A universal basic income might well be a good idea as a matter of economic policy — I personally think it’s a great one — but it’s unlikely to make European Christians much friendlier to Muslims. Nor is it going to persuade hardcore Trump supporters that mass Latino immigration is good for the United States.
For much of his presidency, Obama tried to see the best in his Republican opponents — to compromise with them, to transcend the “red and blue America” dichotomy. This approach foundered after Democrats lost Congress, as a united Republican opposition simply obstructed whatever Obama wanted to do. Obama was eventually forced to stop trying to compromise with Republicans and start fighting them.
Yet when it comes to the global backlash against progress, Obama is endorsing the same failed playbook from his early presidency. His impulses are admirable; to have gone through eight years of the presidency without losing your ability to see the best in your opponents takes a strength of character I’m sure I wouldn’t have. But Obama’s politics of compromise isn’t enough in a moment that calls for a politics of combat.
The ultimate sadness of Obama’s speech
Ultimately, though, my problems with Obama’s speech are the kinds of disagreements that are worth having. Political science, history, political strategy — these are subjects we should be debating. Obama’s speech may not be right on everything, but it’s a good-faith contribution to a series of important arguments about the big questions in 21st-century politics.
Meanwhile, the current president was, on the same day as Obama’s speech, busy lying about misspeaking during a fawning meeting with Vladimir Putin. And that contrast makes Obama’s speech kind of hard to watch.
You don’t have to agree with Obama’s policies or approach to politics to recognize that he’s an intellectually serious, thoughtful guy. When he speaks, he puts care into his words and tries to convey his particular worldview honestly and clearly.
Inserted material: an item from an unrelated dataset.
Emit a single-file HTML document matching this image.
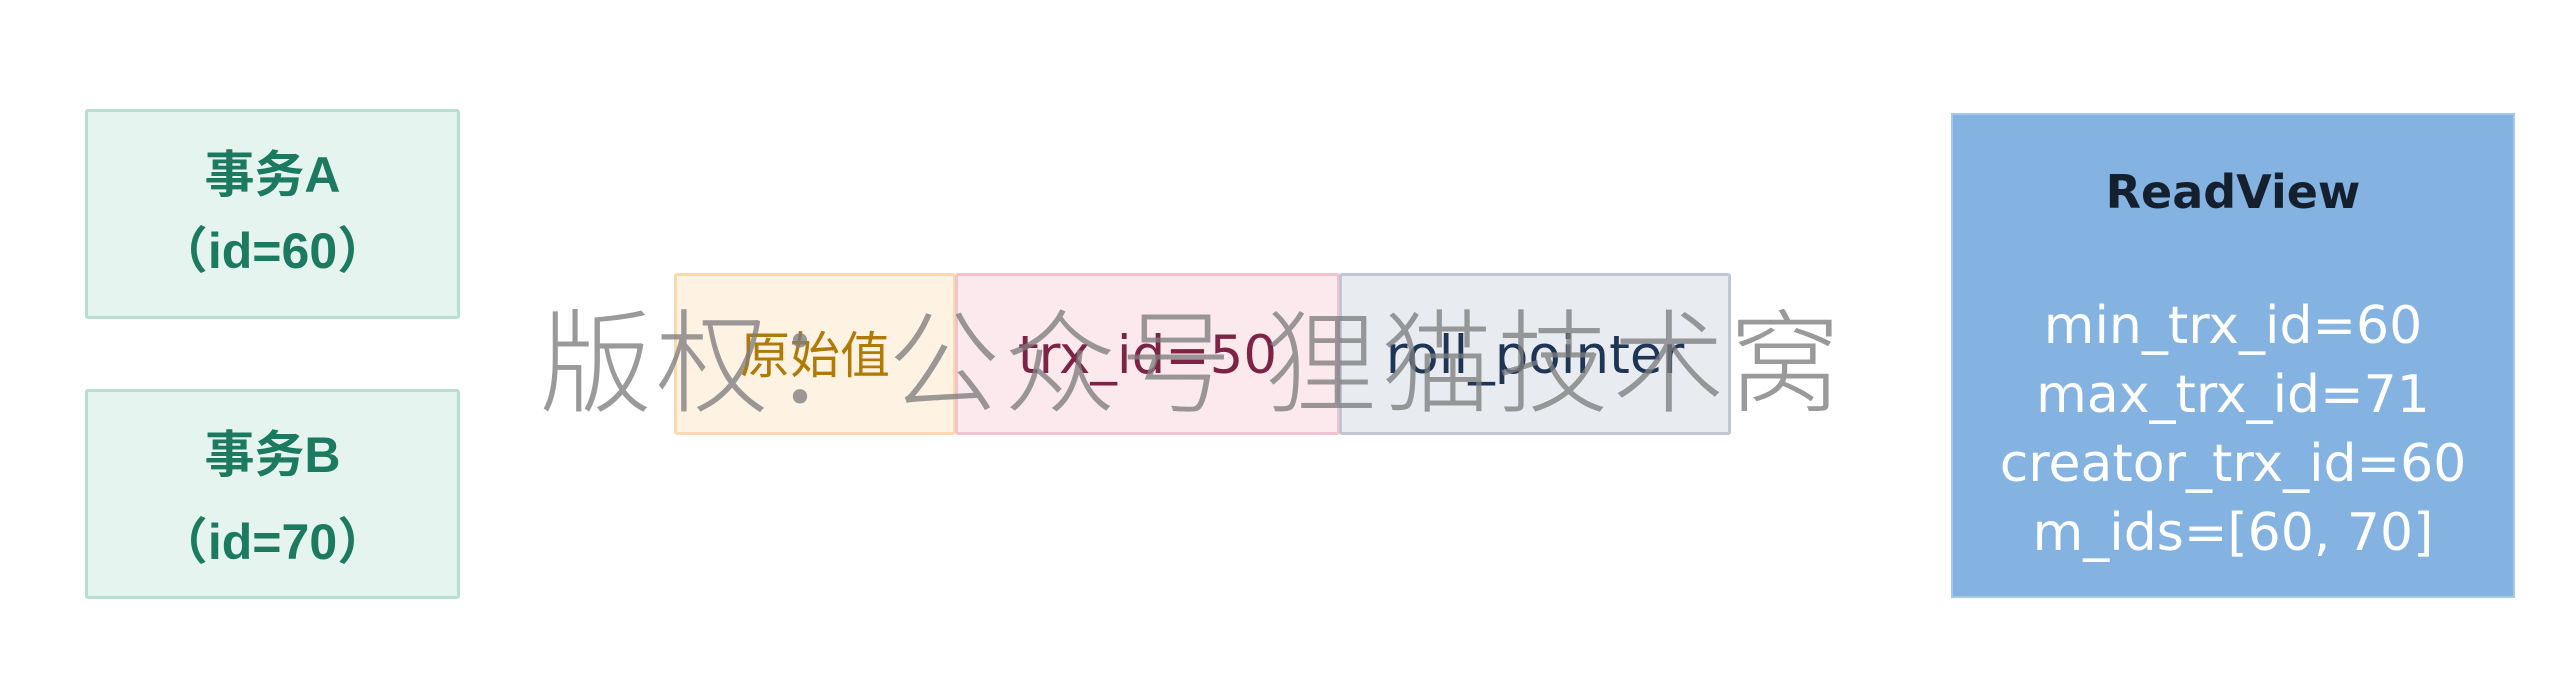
<!DOCTYPE html>
<html><head><meta charset="utf-8"><style>
html,body{margin:0;padding:0;background:#fff;}
body{width:2560px;height:680px;position:relative;overflow:hidden;font-family:"DejaVu Sans","Liberation Sans","Noto Sans CJK SC",sans-serif;}
.b{position:absolute;box-sizing:border-box;}
.tx{position:absolute;left:0;right:0;text-align:center;white-space:nowrap;}
.g{background:#e5f4ee;border:3px solid #b8e0d1;border-radius:3px;color:#1b7a5f;font-family:"Liberation Sans","Noto Sans CJK SC",sans-serif;font-weight:bold;font-size:50px;}
</style></head><body>
<div class="b g" style="left:85px;top:109px;width:375px;height:210px;">
 <div class="tx" style="top:30px;line-height:66px;">事务A</div>
 <div class="tx" style="top:106px;line-height:66px;">（id=60）</div>
</div>
<div class="b g" style="left:85px;top:389px;width:375px;height:210px;">
 <div class="tx" style="top:30px;line-height:66px;">事务B</div>
 <div class="tx" style="top:117px;line-height:66px;">（id=70）</div>
</div>

<div class="b" style="left:674px;top:273px;width:282px;height:162px;background:#fef2e3;border:3px solid #fbd9b0;border-radius:3px;">
 <div class="tx" style="top:48px;line-height:64px;font-size:50px;color:#b07a06;font-family:'Liberation Sans','Noto Sans CJK SC',sans-serif;">原始值</div>
</div>
<div class="b" style="left:955px;top:273px;width:385px;height:162px;background:#fbe9ee;border:3px solid #f1c3cf;border-radius:3px;">
 <div class="tx" style="top:48px;line-height:64px;font-size:53px;color:#7d2346;">trx_id=50</div>
</div>
<div class="b" style="left:1339px;top:273px;width:392px;height:162px;background:#e8ebf0;border:3px solid #bfc7d5;border-radius:3px;">
 <div class="tx" style="top:48px;line-height:64px;font-size:53px;color:#1e3556;">roll_pointer</div>
</div>

<div class="b" style="left:1951px;top:113px;width:564px;height:485px;background:#84b2e1;border:2px solid #a7c8ea;">
 <div class="tx" style="top:47px;line-height:60px;font-size:46px;font-weight:bold;color:#15202e;">ReadView</div>
 <div class="tx" style="top:177px;line-height:69px;font-size:52px;color:#fff;">min_trx_id=60<br>max_trx_id=71<br>creator_trx_id=60<br>m_ids=[60, 70]</div>
</div>

<div style="position:absolute;left:540px;top:290px;line-height:130px;font-size:112px;font-weight:300;letter-spacing:4px;color:rgba(125,125,125,0.78);font-family:'Noto Sans CJK SC',sans-serif;white-space:nowrap;">版权：公众号 狸猫技术窝</div>
</body></html>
Trump’s rhetoric, by contrast, is barely coherent, peppered with crude insults and casual musings about violence.
Trump’s defining characteristic, as a public speaker, is frequent and transparently political lying. The New York Times compared Trump’s record on truth-telling to Obama’s and found a huge discrepancy: “In his first 10 months, Trump told nearly six times as many falsehoods as Obama did during his entire presidency.” The result is that presidential rhetoric is now fundamentally suspect; when the president speaks, it makes more sense to assume what he’s saying isn’t true than to do the reverse. A baseline level of good faith and decency in American public life has, at least for the time being, simply been wiped away.
Listening to Obama give his first major post-presidency speech, then, isn’t just an experience of engaging with ideas. It’s a brutal reminder of just how much we’ve lost — and how quickly we’ve lost it.